I Am A Mom Who Doesn’t Drink, And I Feel Left Out Sometimes
One morning over a year ago, I looked at myself in the mirror and hated everything I saw. I hated my beer belly and the weight I had gained from years of too many liquid calories and food I didn’t have the willpower to say no to when I was drunk. I hated my puffy eyes and face. I hated the way my head felt, still fuzzy from the night before.
I felt disgusting. I was disgusted with myself. I was angry. I was done. I don’t know what it was about that morning, but that was the day I finally admitted I had a problem.
Sometimes I blame genetics and my fucked up childhood, but I take responsibility for my relationship with alcohol. I used childhood abuse, work, and the stress of having kids as reasons to drink. I used minor accomplishments, getting through the week, and any reason I could find to have a drink. But I wasn’t drinking to fit in, or celebrate, or even to tolerate my kids. I was drinking to escape. I was drinking because I am an addict. I am an alcoholic.
It has taken a lot of work, several tries, and many shameful conversations to tell you I am now sober. I have had the help of other addicts, friends, a supportive partner, and an amazing therapist to get to where I am today. I am not perfect or as mentally healthy as I want to be, but I am clean. I have a clearer vision of where I want to go if not knowing exactly where I want to end up. But even though I am proud of my sobriety and am happy for it, I do miss drinking.

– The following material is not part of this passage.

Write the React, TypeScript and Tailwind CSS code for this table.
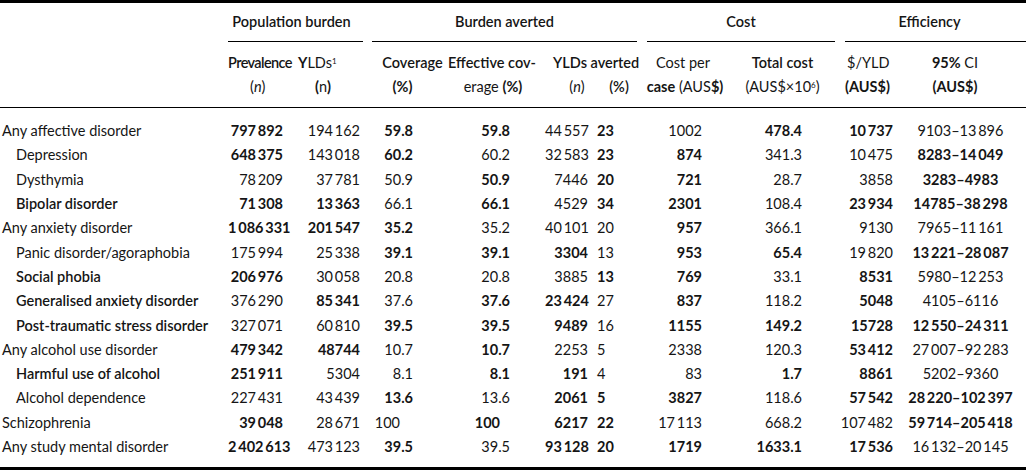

At school functions, I don’t join in on the joke about wishing the PTO sold booze to raise money for the new playground equipment. I no longer declare I need a drink when my kids are acting like assholes. I crack cans of seltzer and drink ridiculous amounts of tea and coffee at parties and on date nights. When someone asks me if I would like a beer or a mixed drink, I say, “No thanks, I’m good.”
But I’m not good. I am jealous. I am mad that I can’t have just a drink or two to let off steam, to ease tension from a long day or long week. I am pissed that I have anxiety and depression and a disease that simultaneously extinguishes and fuels each of them. I feel left out of the easiness of having a drink with friends.
Acquaintances don’t notice if I decline a drink or don’t outwardly judge what may seem like prudishness. My outer circles of friends who aren’t sure why I’m not drinking give me an odd stare because they know my love for beer; they have witnessed me drink my body weight in IPAs and Miller Lite. And my inner circle of friends, the ones who I was honest with first, are sensitive and supportive to the point of me being both grateful and embarrassed. They are my safety net, yet I worry about inconveniencing their time when they choose not to drink around me.
I know this is my journey, but when you take something as common and normalized as alcohol out of a parent’s repertoire, it seems to affect everyone. You are suddenly on the outside looking in.
I have not lost my sense of humor, but I am left out of the joke, the comical commentary about drinking. I have not lost friends, because I surround myself with supportive people, but I have lost the thing that sometimes brought us together. I long for alcohol the way you would an old friend or an unrequited love. It’s like she is busy making everyone else happy, and I miss her. I see her relationship with everyone else, and I feel left out.
I am learning to mourn the loss of alcohol. I have accepted its power over me and the role it played and will play in my life if I drink again. Instead of driving the bus to the party, I’m not even on the bus most of the time. I absolutely feel left out when I hear other moms and dads talking about going out for drinks, cracking open a bottle of wine, or just kicking back with a beer. I feel like I have failed myself somehow even though I know the truth is that I have done the opposite.
But feelings, like the gin I used to pour every night, are fluid. They wash over me. They flow between pride and jealousy. They warm my insides, burn my brain, and cool my heart. I let them be what they need to be. Sometimes that means feeling left out. But being on the outside has helped me find my way back. It has helped me find a safe way in.